I’m obsessed with goat cheese and strawberries, which is why you’ll find both fully-stocked in our home at all times. We used to grow strawberries in our garden in Washington when I was a kid. There is nothing like a fresh, juicy, plump red strawberry plucked right out of your own backyard. I get pretty giddy this time of year, when local strawberries start ripening here in California. Around here you can stock up on fresh, organic strawberries for like $3 a flat!
I had these goat cheese strawberries at a party once and I have to admit, they turned me into a rather rude partygoer. Everyone else was being all social and mingling and where was I? Hovering over the snack table scarfing down goat cheese strawberries. I just can’t get enough.
Goat Cheese Strawberries
- 2 pounds fresh strawberries
- 8 ounces goat cheese
- 2 Tbsp basil
- Remove strawberry hulls with a melon baller or paring knife.
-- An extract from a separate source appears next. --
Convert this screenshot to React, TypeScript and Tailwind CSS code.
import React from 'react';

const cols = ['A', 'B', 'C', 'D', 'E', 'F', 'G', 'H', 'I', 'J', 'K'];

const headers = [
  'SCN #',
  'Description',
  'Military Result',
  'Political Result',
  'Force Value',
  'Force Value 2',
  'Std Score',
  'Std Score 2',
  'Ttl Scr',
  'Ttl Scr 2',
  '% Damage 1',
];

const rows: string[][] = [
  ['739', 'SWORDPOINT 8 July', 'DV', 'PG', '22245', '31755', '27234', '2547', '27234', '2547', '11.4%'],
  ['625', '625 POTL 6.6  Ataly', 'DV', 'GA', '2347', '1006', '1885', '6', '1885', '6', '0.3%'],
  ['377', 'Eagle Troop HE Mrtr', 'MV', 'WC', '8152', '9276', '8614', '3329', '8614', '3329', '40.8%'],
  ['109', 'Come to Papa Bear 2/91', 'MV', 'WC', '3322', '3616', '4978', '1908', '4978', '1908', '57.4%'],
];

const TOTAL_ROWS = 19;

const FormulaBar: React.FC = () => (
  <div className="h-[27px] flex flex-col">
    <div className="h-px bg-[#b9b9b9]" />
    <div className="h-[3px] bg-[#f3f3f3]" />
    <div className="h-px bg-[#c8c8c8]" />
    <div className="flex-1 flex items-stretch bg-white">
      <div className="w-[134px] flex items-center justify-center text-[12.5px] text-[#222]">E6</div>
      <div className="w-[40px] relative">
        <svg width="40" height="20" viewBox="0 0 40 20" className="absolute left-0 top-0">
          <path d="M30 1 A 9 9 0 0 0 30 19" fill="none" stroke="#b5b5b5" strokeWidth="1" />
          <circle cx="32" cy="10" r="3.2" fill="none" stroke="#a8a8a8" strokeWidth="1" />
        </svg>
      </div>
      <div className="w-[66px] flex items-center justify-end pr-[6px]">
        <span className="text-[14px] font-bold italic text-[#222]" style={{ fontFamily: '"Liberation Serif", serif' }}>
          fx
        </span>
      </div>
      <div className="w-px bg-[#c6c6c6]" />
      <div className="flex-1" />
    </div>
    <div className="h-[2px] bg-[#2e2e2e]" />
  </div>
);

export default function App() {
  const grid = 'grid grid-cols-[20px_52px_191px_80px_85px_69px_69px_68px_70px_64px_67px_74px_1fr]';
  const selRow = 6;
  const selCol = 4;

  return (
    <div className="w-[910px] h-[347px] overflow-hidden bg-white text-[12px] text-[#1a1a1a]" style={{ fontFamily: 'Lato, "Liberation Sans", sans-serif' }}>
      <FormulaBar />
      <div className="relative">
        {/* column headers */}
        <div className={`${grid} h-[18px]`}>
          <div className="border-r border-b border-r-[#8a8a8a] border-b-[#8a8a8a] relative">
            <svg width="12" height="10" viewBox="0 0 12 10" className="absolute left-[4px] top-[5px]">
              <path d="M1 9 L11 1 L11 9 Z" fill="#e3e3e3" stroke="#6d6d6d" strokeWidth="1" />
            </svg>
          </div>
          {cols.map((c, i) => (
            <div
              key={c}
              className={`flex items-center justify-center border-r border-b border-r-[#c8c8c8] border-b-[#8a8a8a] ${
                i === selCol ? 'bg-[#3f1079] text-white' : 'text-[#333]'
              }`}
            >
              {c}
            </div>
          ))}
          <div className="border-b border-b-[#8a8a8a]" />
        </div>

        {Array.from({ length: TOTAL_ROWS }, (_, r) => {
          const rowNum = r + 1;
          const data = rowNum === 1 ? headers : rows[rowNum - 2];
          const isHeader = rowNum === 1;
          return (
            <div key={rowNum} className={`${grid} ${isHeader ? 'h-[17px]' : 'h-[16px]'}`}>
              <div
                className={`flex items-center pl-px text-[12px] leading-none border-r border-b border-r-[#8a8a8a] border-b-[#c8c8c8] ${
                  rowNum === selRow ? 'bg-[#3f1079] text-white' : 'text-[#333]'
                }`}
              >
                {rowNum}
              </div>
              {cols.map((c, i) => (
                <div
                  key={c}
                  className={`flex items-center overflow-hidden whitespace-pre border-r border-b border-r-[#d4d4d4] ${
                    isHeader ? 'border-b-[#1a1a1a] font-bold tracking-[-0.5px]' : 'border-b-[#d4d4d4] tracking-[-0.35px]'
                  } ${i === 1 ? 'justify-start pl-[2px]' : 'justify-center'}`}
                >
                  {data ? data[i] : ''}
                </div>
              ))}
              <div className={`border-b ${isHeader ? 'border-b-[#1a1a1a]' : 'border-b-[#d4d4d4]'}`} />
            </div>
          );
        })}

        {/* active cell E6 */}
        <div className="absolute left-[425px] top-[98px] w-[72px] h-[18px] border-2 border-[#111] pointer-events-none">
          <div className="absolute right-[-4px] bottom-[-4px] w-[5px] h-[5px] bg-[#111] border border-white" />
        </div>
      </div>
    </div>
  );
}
- Stuff each strawberry with approximately ½ Tbsp goat cheese.
- Sprinkle with basil and serve.
I like to use a melon baller to hull strawberries. It removes that white woody part quickly and easily while leaving the perfect little pocket for goat cheese. Early season strawberries aren’t as sweet as the later ones, so the taste of this dish varies a little throughout the year. I like my strawberries however they come: super-sweet or with a little bit of bite. It is a good idea to put a sign next to these indicating that they are goat cheese strawberries, because there’s always one or two people expecting the cream in the middle to be sweet. It’s a bit of a curveball if they’re expecting a dessert and instead bite into a cheesy fruit mashup.
Just spoon the goat cheese in with a teaspoon or knife and sprinkle with basil for a hint of seasoning and extra color.
Strawberries are actually REALLY good for you. They help control blood pressure and reduce cholesterol, and they have tons of vitamin C and fiber.
So that means I can eat as many goat cheese strawberries as I want!